Building Detection Capabilities
Operationalizing C2 detection requires investment across several capabilities:
- DNS logging and analytics — full logging of all DNS queries with statistical analysis for DGA and anomalous resolution patterns
- NetFlow/traffic metadata collection — connection-level records that enable beacon detection and behavioral analysis without requiring full packet capture
- Threat intelligence integration — real-time feeds for IP and domain reputation, framework signatures, and known-bad indicators
- UEBA baselines — per-host and per-application behavior profiles that make anomalous outbound connections detectable by deviation
The ismalicious.com API can serve as a runtime reputation layer for outbound connections, evaluating destination IPs and domains against continuously updated threat intelligence and returning risk assessments that inform automated blocking or alerting decisions.
Conclusion
C2 channel establishment is not the end of an attack — it is the beginning of its most dangerous phase. The window between initial compromise and an attacker's successful use of their C2 session to cause real damage represents the intervention opportunity that defenders must optimize for.

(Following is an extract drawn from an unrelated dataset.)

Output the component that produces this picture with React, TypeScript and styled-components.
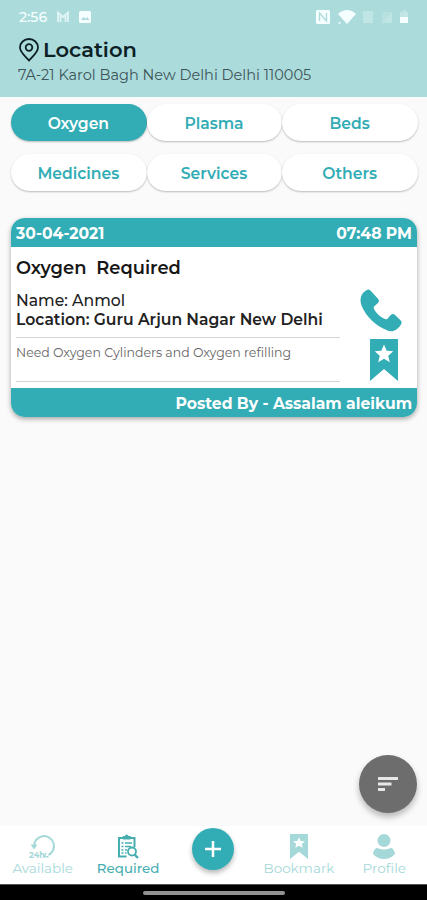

The combination of DNS analytics, behavioral baseline monitoring, and real-time threat intelligence correlation creates a detection architecture that makes C2 activity visible across its lifecycle — from the first DNS resolution attempt through every beacon cycle. Building these capabilities requires investment, but the alternative — detecting C2 activity only after exfiltration or ransomware deployment — is a consequence most organizations can measure in millions.